Inoltre, la Corte ritiene che non sia necessario che la prova circa la riduzione futura della capacità di guadagno venga fornita attraverso le dichiarazioni dei redditi riferite agli anni successivi al verificarsi del sinistro, in quanto la valutazione prognostica del pregiudizio economico proiettantesi nel futuro consente anche di avvalersi di altra documentazione o presunzioni semplici (nella specie non contrastate ovvero contraddette da prove diverse o contrarie specularmene addotte ex adverso), salva determinazione equitativa del quantum risarcitorio in assenza di prova certa offerta dalla parte istante.
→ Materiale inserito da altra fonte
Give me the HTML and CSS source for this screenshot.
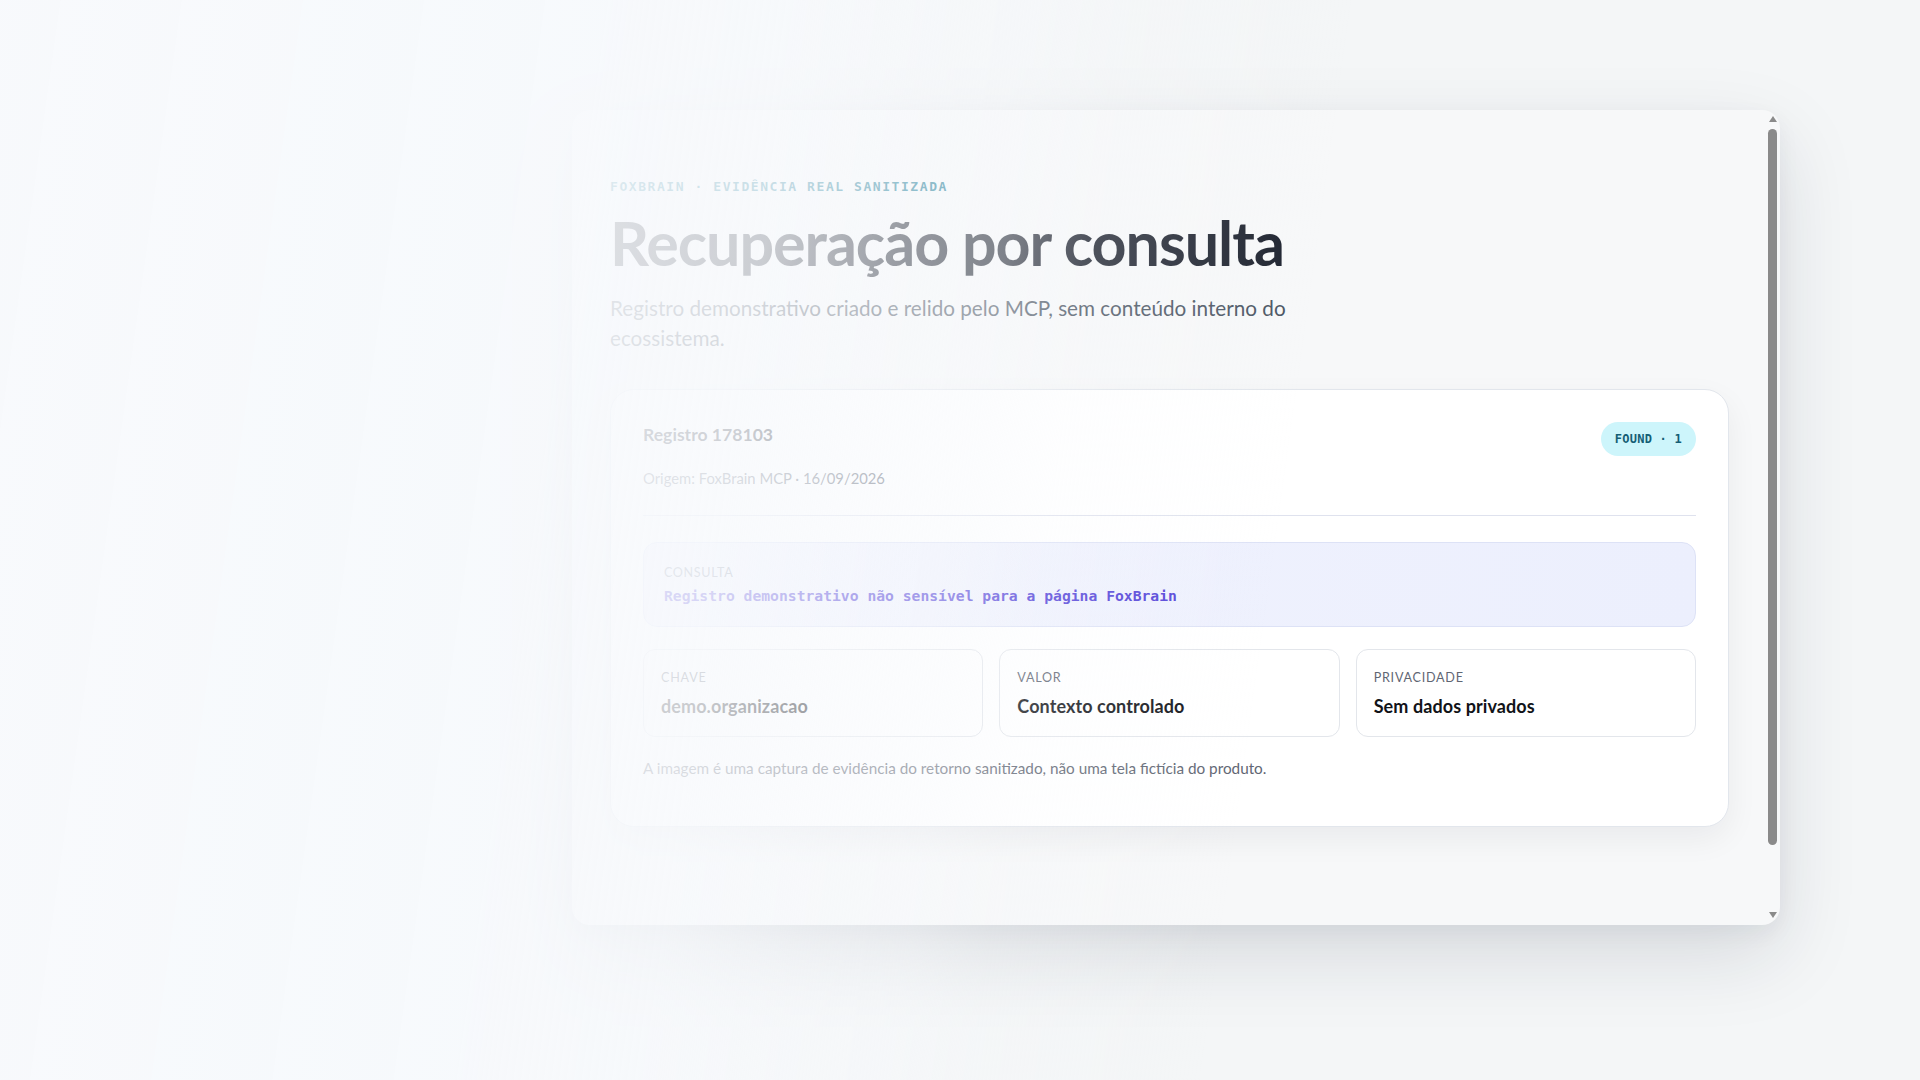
FILE: index.html
```html
<!DOCTYPE html>
<html lang="pt-BR">
<head>
<meta charset="utf-8">
<title>FoxBrain · Recuperação por consulta</title>
<link rel="stylesheet" href="styles.css">
</head>
<body>
<div class="stage">
  <section class="window">
    <div class="window-body">
      <p class="eyebrow">FOXBRAIN · EVIDÊNCIA REAL SANITIZADA</p>
      <h1 class="title">Recuperação por consulta</h1>
      <p class="lead">Registro demonstrativo criado e relido pelo MCP, sem conteúdo interno do ecossistema.</p>
      <article class="card">
        <header class="card-head">
          <div class="card-id">
            <h2 class="card-title">Registro 178103</h2>
            <p class="card-meta">Origem: FoxBrain MCP · 16/09/2026</p>
          </div>
          <span class="badge">FOUND · 1</span>
        </header>
        <div class="query">
          <span class="query-label">CONSULTA</span>
          <code class="query-text">Registro demonstrativo não sensível para a página FoxBrain</code>
        </div>
        <div class="stats">
          <div class="stat">
            <span class="stat-label">CHAVE</span>
            <strong class="stat-value">demo.organizacao</strong>
          </div>
          <div class="stat">
            <span class="stat-label">VALOR</span>
            <strong class="stat-value">Contexto controlado</strong>
          </div>
          <div class="stat">
            <span class="stat-label">PRIVACIDADE</span>
            <strong class="stat-value">Sem dados privados</strong>
          </div>
        </div>
        <p class="note">A imagem é uma captura de evidência do retorno sanitizado, não uma tela fictícia do produto.</p>
      </article>
    </div>
    <div class="scrollbar">
      <span class="arrow arrow-up"></span>
      <span class="thumb"></span>
      <span class="arrow arrow-down"></span>
    </div>
  </section>
</div>
<div class="fade"></div>
</body>
</html>
```

FILE: styles.css
```css
* { box-sizing: border-box; }

html, body {
  margin: 0;
  padding: 0;
  width: 1920px;
  height: 1080px;
  overflow: hidden;
}

body {
  background: #f4f6f7;
  font-family: "Lato", "Noto Sans", sans-serif;
  color: #1e2330;
}

.stage {
  height: 1080px;
  padding: 110px 0 0 572px;
  display: flex;
  align-items: flex-start;
}

.window {
  width: 1208px;
  height: 815px;
  border-radius: 18px;
  background: #f7f8f9;
  box-shadow: 0 30px 80px rgba(22, 32, 52, 0.13), 0 8px 22px rgba(22, 32, 52, 0.05);
  display: flex;
  overflow: hidden;
}

.window-body {
  flex: 1;
  padding: 68px 23px 0 38px;
  display: flex;
  flex-direction: column;
}

.eyebrow {
  margin: 0;
  font-family: "DejaVu Sans Mono", "Liberation Mono", monospace;
  font-weight: 700;
  font-size: 13px;
  line-height: 18px;
  letter-spacing: 0.12em;
  color: #0e7490;
}

.title {
  margin: 14px 0 0;
  font-weight: 700;
  font-size: 61px;
  line-height: 66px;
  letter-spacing: -0.017em;
  color: #1d222e;
}

.lead {
  margin: 17px 0 0;
  max-width: 720px;
  font-size: 20.7px;
  line-height: 30px;
  color: #4b5563;
}

.card {
  margin-top: 36px;
  width: 1119px;
  background: #ffffff;
  border: 1px solid #e2e6ec;
  border-radius: 24px;
  box-shadow: 0 12px 32px rgba(15, 23, 42, 0.06);
  padding: 32px 32px 48px;
}

.card-head {
  display: flex;
  justify-content: space-between;
  align-items: flex-start;
  padding-bottom: 26px;
  border-bottom: 1px solid #dfe2ee;
}

.card-title {
  margin: 0;
  font-size: 17.6px;
  line-height: 26px;
  font-weight: 700;
  color: #2b303c;
}

.card-meta {
  margin: 19px 0 0;
  font-size: 14.8px;
  line-height: 22px;
  color: #6b7280;
}

.badge {
  height: 34px;
  padding: 0 14px;
  display: inline-flex;
  align-items: center;
  border-radius: 17px;
  background: #cdf5fb;
  color: #155e75;
  font-family: "DejaVu Sans Mono", "Liberation Mono", monospace;
  font-weight: 700;
  font-size: 12px;
  letter-spacing: 0.02em;
}

.query {
  margin-top: 26px;
  height: 85px;
  padding: 22px 20px 0;
  border: 1px solid #dde2f6;
  border-radius: 14px;
  background: linear-gradient(90deg, #f1f3fe 0%, #eceffd 100%);
  display: flex;
  flex-direction: column;
}

.query-label {
  font-size: 12.6px;
  line-height: 16px;
  letter-spacing: 0.05em;
  color: #8b93a5;
}

.query-text {
  margin-top: 4px;
  font-family: "DejaVu Sans Mono", "Liberation Mono", monospace;
  font-weight: 700;
  font-size: 14.7px;
  line-height: 22px;
  letter-spacing: 0;
  color: #5140d8;
}

.stats {
  margin-top: 22px;
  display: grid;
  grid-template-columns: repeat(3, 1fr);
  gap: 16px;
}

.stat {
  height: 88px;
  padding: 20px 17px 0;
  border: 1px solid #e3e6eb;
  border-radius: 12px;
  background: #ffffff;
  display: flex;
  flex-direction: column;
}

.stat-label {
  font-size: 12.6px;
  line-height: 16px;
  letter-spacing: 0.06em;
  color: #5f6673;
}

.stat-value {
  margin-top: 8px;
  font-size: 18px;
  line-height: 24px;
  font-weight: 700;
  letter-spacing: 0.005em;
  color: #111318;
}

.note {
  margin: 21px 0 0;
  font-size: 15.3px;
  line-height: 20px;
  color: #5f6673;
}

.scrollbar {
  width: 15px;
  flex: none;
  display: flex;
  flex-direction: column;
  align-items: center;
  padding: 6px 0 7px;
}

.arrow {
  width: 0;
  height: 0;
  border-left: 4px solid transparent;
  border-right: 4px solid transparent;
}

.arrow-up {
  border-bottom: 6px solid #8a8a8a;
}

.arrow-down {
  border-top: 6px solid #8a8a8a;
}

.thumb {
  width: 9px;
  height: 716px;
  margin: 7px 0 auto;
  border-radius: 5px;
  background: #8a8a8a;
}

.fade {
  position: fixed;
  inset: 0;
  pointer-events: none;
  background: linear-gradient(98deg,
    rgba(247, 249, 252, 0.93) 0px,
    rgba(247, 249, 252, 0.91) 600px,
    rgba(247, 249, 252, 0.88) 640px,
    rgba(247, 249, 252, 0.8) 790px,
    rgba(247, 249, 252, 0.58) 920px,
    rgba(247, 249, 252, 0.45) 1030px,
    rgba(247, 249, 252, 0.23) 1110px,
    rgba(247, 249, 252, 0.05) 1290px,
    rgba(247, 249, 252, 0) 1340px);
}
```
Difatti la valutazione equitativa prevista dall’art. 1226 c.c. è consentita in generale ogni qualvolta il danno non possa essere provato nel suo preciso ammontare, mancando un rigido parametro obiettivo nell’ordinamento positivo, sicché tale ampia previsione comprende anche i casi nei quali l’impossibilità di precisione nella prova attenga soltanto ad alcune delle componenti del danno complessivo.
Si ricorda che il lucro cessante deve essere risarcito quando sia provato che il danno si produrrà nel futuro secondo una ragionevole e fondata previsione e non solo in caso di assoluta certezza. Tuttavia, poiché il grado di ragionevole attendibilità del prodursi del danno in futuro varia secondo le circostanze concrete, di esso deve tenersi conto ai fini della misura del risarcimento. D’altro canto con l’espressione lucro cessante si fa riferimento alla violazione di un diritto non ancora maturato, ovvero alla lesione di un bene non ancora presente nel patrimonio del soggetto, il cui ristoro è legato alla impossibilità di realizzare l’arricchimento tipico dell’acquisizione di un nuovo diritto. E che, di conseguenza, si proietta nel futuro, richiedendo una “ragionevole” certezza in ordine al suo accadimento.
L’organo giudicante coglie, inoltre, l’occasione per precisare che ai fini della quantificazione del danno da lucro cessante da inabilità temporanea ai sensi dell’art. 2056, 2° comma, c.c. è possibile operare, in via presuntiva, una ricostruzione dello stato di salute del danneggiato e della sua conseguente inabilità al lavoro con riguardo tanto al periodo di totale inattività (nel caso di specie 30 giorni) quanto a quello di attività ridotta del 75% (60 giorni), quanto ancora a quello di attività ridotta del 50% (75 giorni).